The communist forces were ready and waiting. Two days earlier, hundreds of security police had poured into the area of the drop zone. A policeman was stationed in every village. They even knew the names of the arriving insurgents. Some of the parachutists were killed on landing, others captured. Only a few escaped. The next drop, the following July, was even more disastrous. One group of four parachutists was mown down immediately; another was surrounded, with two killed and two captured; the last group of four fled to a house, and barricaded themselves in. The police set fire to the building, and burned them all to death. British-trained fighters continued to filter into Albania, some by boat and others on foot across the Greek border, only to be intercepted like their predecessors. Meanwhile, across Albania, the Sigurimi began rounding up relatives and friends of the insurgents. A shared surname was enough to invite suspicion. For each guerrilla, as many as forty others were shot or thrown into prison. Two captives were ‘tied to the back of a Jeep and dragged through the streets until their bodies were reduced to a bloody pulp’. A handful of the fighters apparently escaped and sent back radio messages, urging the British and Americans to send more forces. Only much later did it emerge that the Sigurimi was running a classic double cross: the messages were sent by captives, forced to reveal their codes and transmitting with guns to their heads. ‘Our famous radio game brought about the ignominious failure of the plans of the foreign enemy,’ bragged Enver Hoxha. ‘The bands of criminals who were dropped in by parachute or infiltrated across the border at our request came like lambs to the slaughter.’

Show trials were later staged with captured survivors – propaganda spectacles at which the tortured, semi-coherent defendants condemned themselves and cursed their capitalist backers, before being sentenced to long prison terms, from which few emerged alive.

In London and Washington, as the operation lurched from failure to calamity, morale slumped, and suspicions rose. ‘It was obvious there was a leak somewhere,’ said one CIA officer. ‘We had several meetings, trying to figure out where the thing was going wrong. We had to ask ourselves how long we were prepared to go on dropping these young men into the bag.’ The British privately blamed the Americans, and vice versa. ‘Our security was very, very tight,’ insisted Colonel Smiley.

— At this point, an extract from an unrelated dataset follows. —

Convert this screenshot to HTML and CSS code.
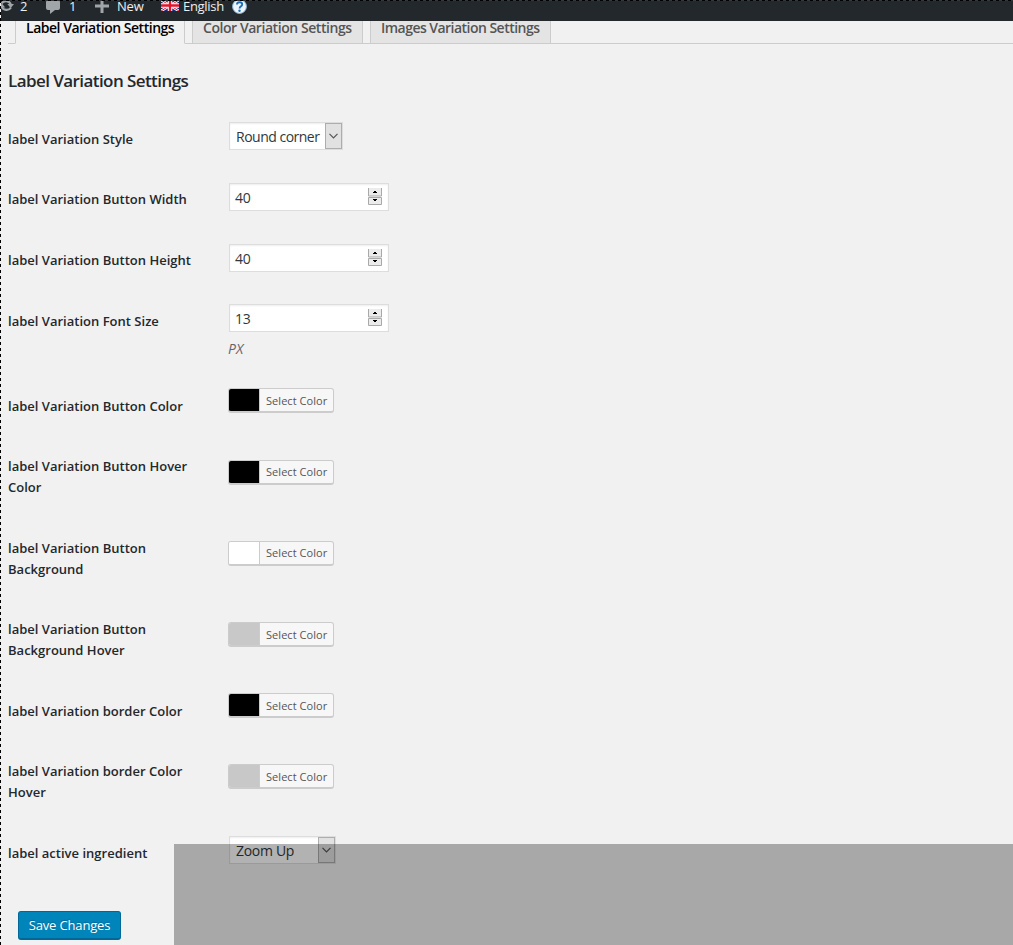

In fact, the secrecy surrounding the operation was anything but secure. Soviet intelligence had penetrated not just the Albanian émigré groups in Europe, but every other community of disgruntled exiles. James Angleton learned, through his Italian contacts, that Valuable had been ‘well and truly blown’ from the start: Italian intelligence had been watching the
Stormie Seas
from the moment she set sail for Albania. Journalists also got wind of the story. Once the first teams of guerrillas had been intercepted, the Albanian authorities were naturally braced for more. The operation was flawed from its inception: Hoxha was more firmly entrenched, and the opposition to him much weaker, than Anglo-American intelligence imagined. The planners had simply believed that ‘Albania would fall from the Soviet imperial tree like a ripe plum and other fruit would soon follow’. And they were simply wrong.

Operation Valuable might well have failed without Philby, but not so utterly, nor so bloodily. Looking back, the planners knew whom to blame for the embarrassing and unmitigated failure. ‘There is little question that Philby not only informed Moscow of overall British and American planning,’ wrote CIA historian Harry Rositzke, ‘but provided details on the individual despatch of agent teams before they arrived in Albania.’ Yuri Modin, the NKVD controller in London who passed on Philby’s messages to Moscow, was also explicit: ‘He gave us vital information about the number of men involved, the day and the time of the landing, the weapons they were bringing and their precise programme of action . . . the Soviets duly passed on Philby’s information to Albanians who set up ambushes.’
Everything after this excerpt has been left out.